Scientists have recognized for more than 100 years that many spore-producing fungi – the ascomycetes – release their spores in plumes that carry them long distances. More than 50 years ago, scientists noted that these spore plumes create a wind of their own, but the physics of the plumes was not understood, Roper said. In addition, little work has been done on how seeds or spores cooperate to improve dispersal to new environments.
With training in the mathematics and physics of fluid flow, Roper and Seminara decided to investigate in collaboration with Pringle, a Harvard mycologist.
For the current PNAS paper, the researchers used high-speed video to clock the speed of spores ejected by Sclerotinia, finding that they are expelled at a speed of about 8.4 meters per second (19 miles per hour). However, because the spores are so small – 10 microns long – air drag brings them to a stop in a mere 3 millimeters. When thousands of spores are ejected at the same time, however, some can travel more than 100 millimeters, or 4 inches.
These high-speed video images enabled Roper and Seminara to model spore plume movement precisely with standard equations of hydrodynamics. They showed that the thousands of spores ejected at the same time quickly eliminate all drag and allow the spores to travel about a centimeter, by which time the wind generated by the spores captures and whisks them to a speed of 60 centimeters per second. Their upward motion is stopped only by gravity, Roper said.
The added range from "hydrodynamic cooperation" allows fungi on the ground to shoot their spores into flowers or plant wounds, whence they can quickly spread throughout the plant and kill it.
Often called white mold, Sclerotinia rot, or wilt, the fungus attacks more than 400 species of plants, Dillard said, including beans, sunflowers, soybeans, canola and peanuts, and can wipe out entire fields. In spring and summer, the fungus produces cups (apothecia) about one-half centimeter across that spew spores into the air to infect plants. The fungus produces overwintering seed-like bodies called sclerotia on the infected plant tissues.
"It grows across a cabbage head and produces these small sclerotia that look like mouse droppings," Dillard says. "The sclerotia fall on the ground, and are then in position to initiate the infection process the following year."
The researchers were also curious how fungi manage to eject their spores simultaneously. To investigate this, they grew another mold, a coprophilic fungus from the genus Ascobolus, on horse dung and focused their high-speed video camera on the two-millimeter, cup-shaped fruiting body containing tens of thousands of spore sacs (asci), each containing eight spores. They found that, while the spore sac that ejects first seems to be random, after the first one or two go off, a wave of ejection travels outward as successive rings of spore sacs rupture in sequence. Because this happens in one-tenth of a second, the ejection seems simultaneous.

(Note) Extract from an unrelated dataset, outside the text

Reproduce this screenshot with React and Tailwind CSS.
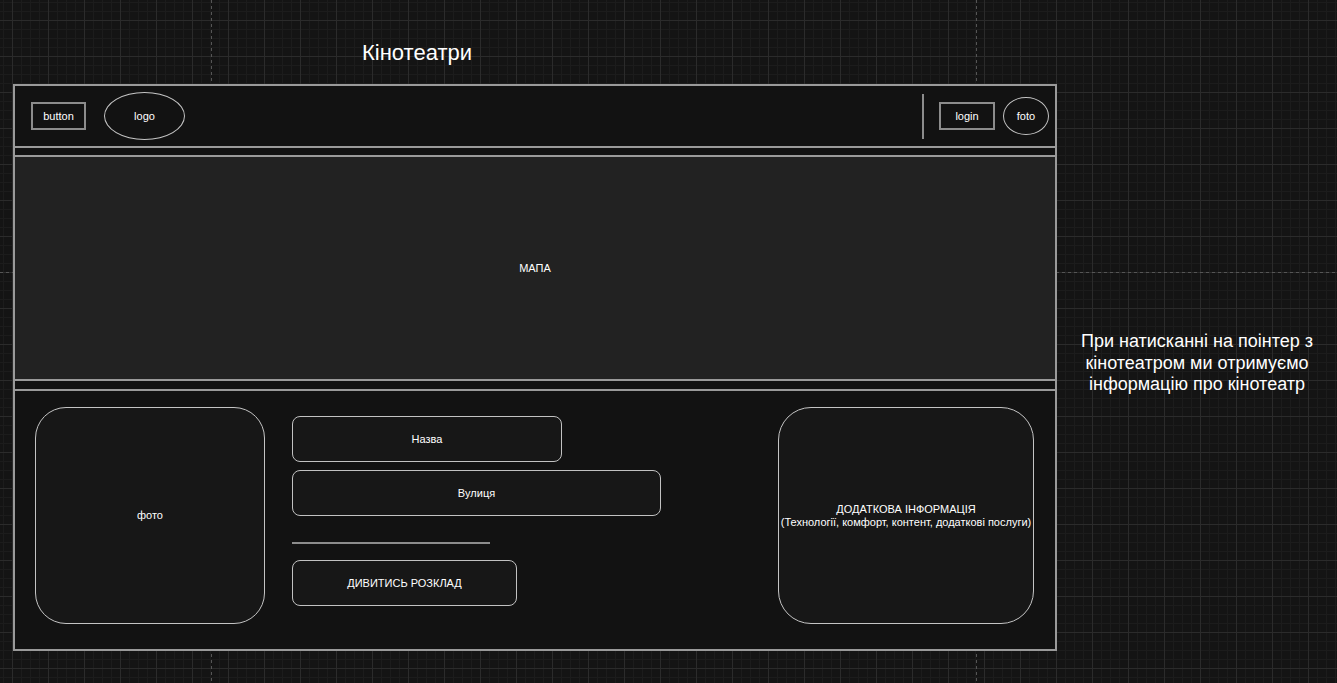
import React from 'react';

const rect = 'flex items-center justify-center border-2 border-[#8c8c8c] text-[11px] text-white';
const pill = 'flex items-center justify-center rounded-[8px] border border-[#c2c2c2] bg-[#171717] text-[11px] text-white';

export default function App() {
  return (
    <div
      className="flex h-[683px] w-full items-start overflow-hidden bg-[#141414] font-['Liberation_Sans',Arial,sans-serif] text-white bg-[linear-gradient(to_bottom,#555_50%,transparent_50%),linear-gradient(to_bottom,#555_50%,transparent_50%),linear-gradient(to_right,#555_50%,transparent_50%),linear-gradient(to_right,#2b2b2b_1px,transparent_1px),linear-gradient(to_bottom,#2b2b2b_1px,transparent_1px),linear-gradient(to_right,#1c1c1c_1px,transparent_1px),linear-gradient(to_bottom,#1c1c1c_1px,transparent_1px)] [background-size:1px_6px,1px_6px,6px_1px,36px_36px,36px_36px,9px_9px,9px_9px] [background-position:211px_0,976px_0,0_272px,12px_20px,12px_20px,12px_20px,12px_20px] [background-repeat:repeat-y,repeat-y,repeat-x,repeat,repeat,repeat,repeat]"
    >
      {/* Wireframe column */}
      <div className="ml-[13px] w-[1044px] shrink-0">
        <div className="mt-[40px] mb-[18px] pl-[349px] text-[22px] leading-[26px]">Кінотеатри</div>

        <div className="flex h-[567px] flex-col border-2 border-[#9a9a9a] bg-[#121212]">
          {/* Header */}
          <div className="flex h-[62px] shrink-0 items-center border-b-2 border-[#9a9a9a] pl-[16px] pr-[6px]">
            <div className={`${rect} h-[28px] w-[55px]`}>button</div>
            <div className="ml-[18px] flex h-[48px] w-[81px] items-center justify-center rounded-[50%] border border-[#c4c4c4] text-[11px]">
              logo
            </div>
            <div className="ml-auto h-[45px] w-[2px] bg-[#8c8c8c]" />
            <div className={`${rect} ml-[15px] h-[28px] w-[56px]`}>login</div>
            <div className="ml-[8px] flex h-[38px] w-[46px] items-center justify-center rounded-[50%] border border-[#c4c4c4] text-[11px]">
              foto
            </div>
          </div>

          <div className="h-[7px] shrink-0" />

          {/* Map */}
          <div className="flex h-[226px] shrink-0 items-center justify-center border-y-2 border-[#9a9a9a] bg-[#222222] text-[11px]">
            МАПА
          </div>

          <div className="h-[8px] shrink-0" />

          {/* Cinema info */}
          <div className="flex flex-1 items-start border-t-2 border-[#9a9a9a] pl-[20px] pr-[21px] pt-[16px]">
            <div className="flex h-[217px] w-[230px] items-center justify-center rounded-[31px] border border-[#c4c4c4] bg-[#171717] text-[11px]">
              фото
            </div>

            <div className="ml-[27px] mt-[9px] flex flex-col items-start">
              <div className={`${pill} h-[46px] w-[270px]`}>Назва</div>
              <div className={`${pill} mt-[8px] h-[46px] w-[369px]`}>Вулиця</div>
              <div className="mt-[26px] h-[2px] w-[198px] bg-[#8c8c8c]" />
              <div className={`${pill} mt-[16px] h-[46px] w-[225px]`}>ДИВИТИСЬ РОЗКЛАД</div>
            </div>

            <div className="ml-auto flex h-[217px] w-[256px] flex-col items-center justify-center rounded-[33px] border border-[#c4c4c4] bg-[#171717] text-center text-[11px] leading-[13px]">
              <span>ДОДАТКОВА ІНФОРМАЦІЯ</span>
              <span>(Технології, комфорт, контент, додаткові послуги)</span>
            </div>
          </div>
        </div>
      </div>

      {/* Note */}
      <p className="ml-[5px] mt-[331px] w-[270px] text-center text-[18px] leading-[21.5px]">
        При натисканні на поінтер з кінотеатром ми отримуємо інформацію про кінотеатр
      </p>
    </div>
  );
}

"What looks like a plume is actually a series of sheets going off," Roper said.
By tweaking their mathematical model to take account of this, Roper and Seminara discovered that cooperative ejection in sheets is a highly effective method for shooting spores long distances. The scientists continue to investigate how spore ejection is initiated, and whether and how spores can cheat to make sure that they get ejected farther than their companions.
In a few tenths of a second, Sclerotinia expels hundreds of thousands of spores in a plume that can rise 20 cm, much higher than any single spore by itself. At right, the spores ejected first (blue) do not travel as far or as fast, but they create a wind that carries spores released milliseconds later (yellow) much higher, and the final spores (red) even higher and faster. Filmed at 3,000 frames per second.
(Photo Credit: Mahesh Bandi, Agnese Seminara/Harvard University and Marcus Roper/UC Berkeley)
The spore cups, or apothecia, of the fungus Sclerotinia sclerotiorum are about a half-centimeter across and produce thousands of spores throughout the spring and summer. The fungus is often hidden in fields, where they infect crops ranging from peanuts and cabbage to sunflowers.